Now regarding the second and increasingly widely held point of view that terrorism is merely a result of American presence. I will ask simple questions here. If tomorrow USA leaves Afghanistan will this extremism stop? Secondly, if everything is just a reaction, what will explain the Punjabi Taliban? After all we can link Afghan and Tribal area Taliban with this “revenge” approach but what about the variety which has been creating havoc in Lahore. In fact after continuous denial, finally the Punjab Government is partially admitting that they have a local version of the monsters.
Now if you think that if drone attacks kill people in tribal areas and as a reaction some fanatics in Punjab are getting aggrieved and blowing themselves in Holy Shrines, then clearly there is some logical fallacy in your thinking pattern. Moreover, even if one believes this “reaction” theory, is the killing of innocent MUSLIMS justified? Why are we so naïve that we cannot see this obvious truth? Why we are ready to condemn drone attacks which are much more targeted and totally unable to condemn when far more people are killed by monsters like Taliban?
Unless and until we are able to condemn the monsters we will never be able to win this war against extremism.

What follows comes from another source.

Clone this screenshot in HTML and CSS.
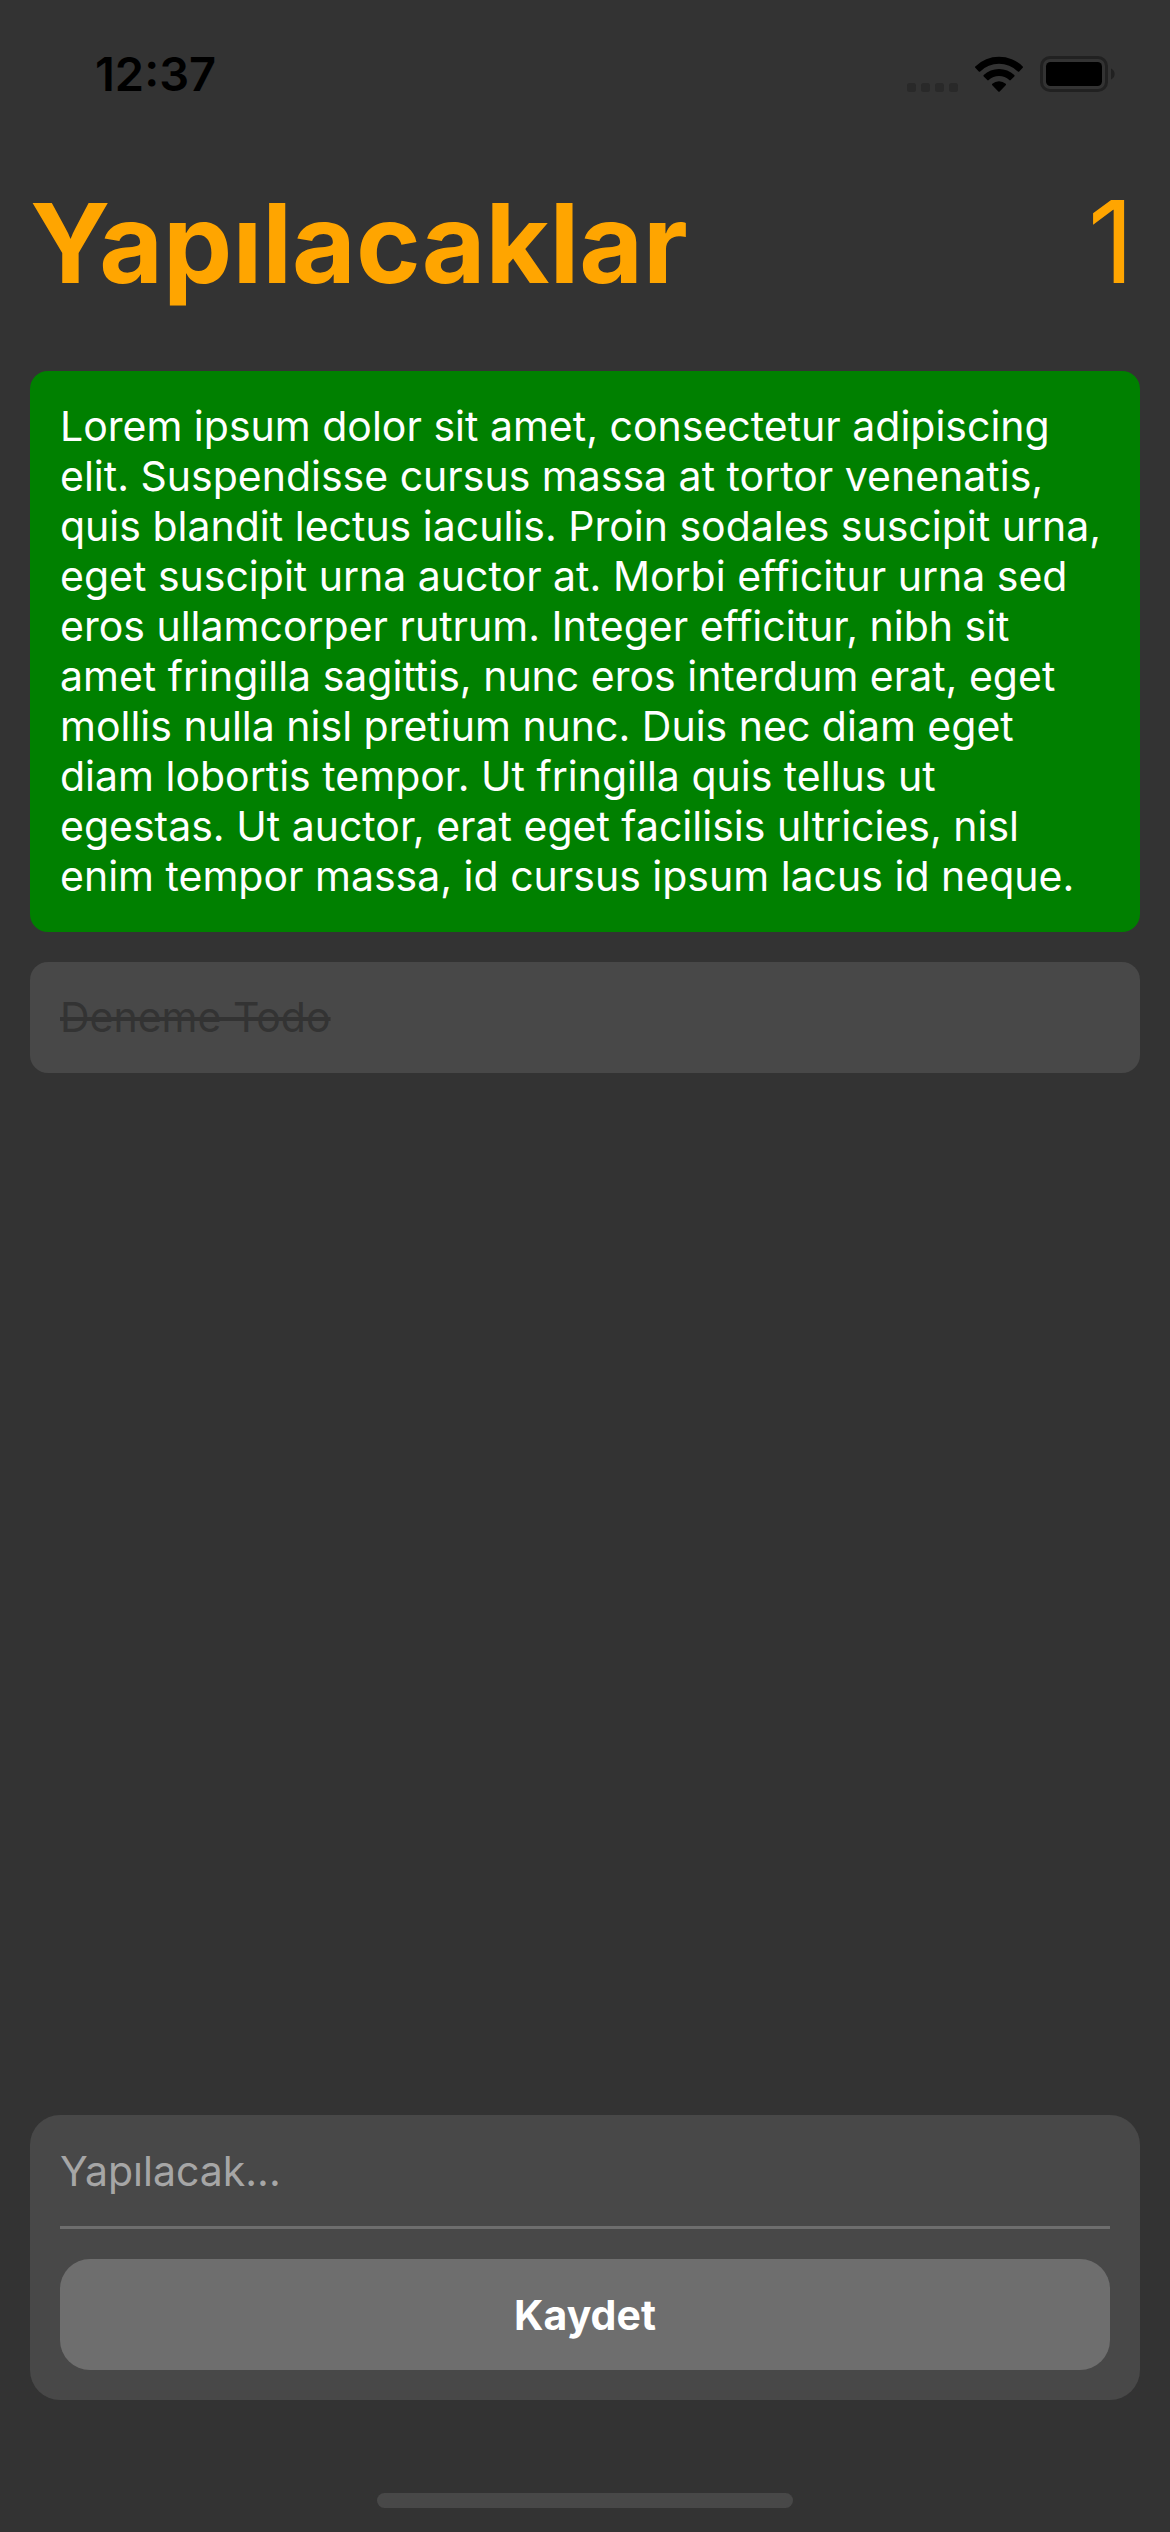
FILE: index.html
```html
<!DOCTYPE html>
<html lang="tr">
<head>
  <meta charset="utf-8">
  <meta name="viewport" content="width=device-width, initial-scale=1">
  <title>Yapılacaklar</title>
  <link rel="stylesheet" href="styles.css">
</head>
<body>
  <div class="app">
    <div class="status-bar">
      <time class="clock">12:37</time>
      <div class="status-icons">
        <svg class="signal" width="51" height="9" viewBox="0 0 51 9" aria-hidden="true">
          <rect x="0" width="9" height="9" rx="2.5"/>
          <rect x="14" width="9" height="9" rx="2.5"/>
          <rect x="28" width="9" height="9" rx="2.5"/>
          <rect x="42" width="9" height="9" rx="2.5"/>
        </svg>
        <svg width="48" height="36" viewBox="0 0 48 36" aria-hidden="true">
          <path d="M.3 10.4A34 34 0 0 1 47.7 10.4Q48.4 11.1 47.7 11.8L44.2 15.4Q43.5 16 42.8 15.4A27 27 0 0 0 5.2 15.4Q4.5 16 3.8 15.4L.3 11.8Q-.4 11.1 .3 10.4Z"/>
          <path d="M8.7 19.1A22 22 0 0 1 39.3 19.1Q40 19.8 39.3 20.5L35.7 24.1Q35 24.7 34.3 24.1A15 15 0 0 0 13.7 24.1Q13 24.7 12.3 24.1L8.7 20.5Q8 19.8 8.7 19.1Z"/>
          <path d="M17.3 27.8A10 10 0 0 1 30.7 27.8Q31.4 28.5 30.7 29.2L24.7 35.4Q24 36.1 23.3 35.4L17.3 29.2Q16.6 28.5 17.3 27.8Z"/>
        </svg>
        <svg width="75" height="36" viewBox="0 0 75 36" aria-hidden="true">
          <rect class="battery-case" x="1.5" y="1.5" width="65" height="33" rx="8.5"/>
          <rect x="6" y="6" width="56" height="24" rx="4.5"/>
          <path class="battery-tip" d="M71 12.5A6 6 0 0 1 71 23.5Z"/>
        </svg>
      </div>
    </div>

    <header class="header">
      <h1 class="title">Yapılacaklar</h1>
      <span class="count">1</span>
    </header>

    <main class="main">
      <ul class="todos">
        <li class="todo">Lorem ipsum dolor sit amet, consectetur adipiscing elit. Suspendisse cursus massa at tortor venenatis, quis blandit lectus iaculis. Proin sodales suscipit urna, eget suscipit urna auctor at. Morbi efficitur urna sed eros ullamcorper rutrum. Integer efficitur, nibh sit amet fringilla sagittis, nunc eros interdum erat, eget mollis nulla nisl pretium nunc. Duis nec diam eget diam lobortis tempor. Ut fringilla quis tellus ut egestas. Ut auctor, erat eget facilisis ultricies, nisl enim tempor massa, id cursus ipsum lacus id neque.</li>
        <li class="todo todo-done"><s>Deneme Todo</s></li>
      </ul>
    </main>

    <form class="composer">
      <input class="composer-input" type="text" placeholder="Yapılacak..." aria-label="Yapılacak">
      <button class="composer-save" type="button">Kaydet</button>
    </form>

    <div class="home-indicator"></div>
  </div>
</body>
</html>
```
FILE: styles.css
```css
* {
  box-sizing: border-box;
}

body {
  margin: 0;
  background: #333;
  color: #fff;
  font-family: Inter, "Liberation Sans", sans-serif;
  font-size: 41px;
  line-height: 50px;
}

.app {
  display: flex;
  flex-direction: column;
  min-height: 100vh;
  padding-bottom: 24px;
}

.status-bar {
  display: flex;
  align-items: center;
  justify-content: space-between;
  height: 148px;
  padding: 0 55px 0 95px;
  color: #000;
}

.clock {
  font-size: 47px;
  font-weight: 600;
}

.status-icons {
  display: flex;
  align-items: flex-end;
  gap: 17px;
}

.signal {
  fill: #292929;
}

.battery-case {
  fill: none;
  stroke: #212121;
  stroke-width: 3;
}

.battery-tip {
  fill: #212121;
}

.header {
  display: flex;
  align-items: baseline;
  justify-content: space-between;
  padding: 24px 36px 58px 30px;
  color: orange;
  font-size: 114px;
  line-height: 139px;
}

.title {
  margin: 0;
  font-size: 110px;
  font-weight: 700;
}

.main {
  flex: 1;
  padding: 0 30px 30px;
}

.todos {
  display: grid;
  gap: 30px;
  margin: 0;
  padding: 0;
  list-style: none;
}

.todo {
  padding: 30px 30px 31px;
  border-radius: 18px;
  background: green;
}

.todo-done {
  background: #484848;
  color: #333;
}

.composer {
  display: grid;
  gap: 30px;
  margin: 0 30px 93px;
  padding: 30px;
  border-radius: 30px;
  background: #484848;
}

.composer-input {
  width: 100%;
  height: 84px;
  padding: 0 0 30px;
  border: 0;
  border-bottom: 3px solid #6e6e6e;
  border-radius: 0;
  outline: 0;
  background: none;
  color: #fff;
  font: inherit;
}

.composer-input::placeholder {
  color: #a6a6a6;
  opacity: 1;
}

.composer-save {
  height: 111px;
  padding: 0;
  border: 0;
  border-radius: 30px;
  background: #6e6e6e;
  color: #fff;
  font: inherit;
  font-weight: 700;
}

.home-indicator {
  align-self: center;
  width: 416px;
  max-width: 50%;
  height: 15px;
  border-radius: 8px;
  background: #484848;
}
```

We need to feel revulsion against them and we will only feel it when we start looking more critically at things. Any society has to indulge into an honest intellectual discourse at the time of crisis. Unfortunately, we as a nation not only resist it, but are completely blinded to our own faults. Unless and until we indulge in serious self introspection, we will continue to fall into this mayhem. We need to encourage tolerance and intellectual openness, without which there will be no room for a pluralistic culture and a milder version of our great religion.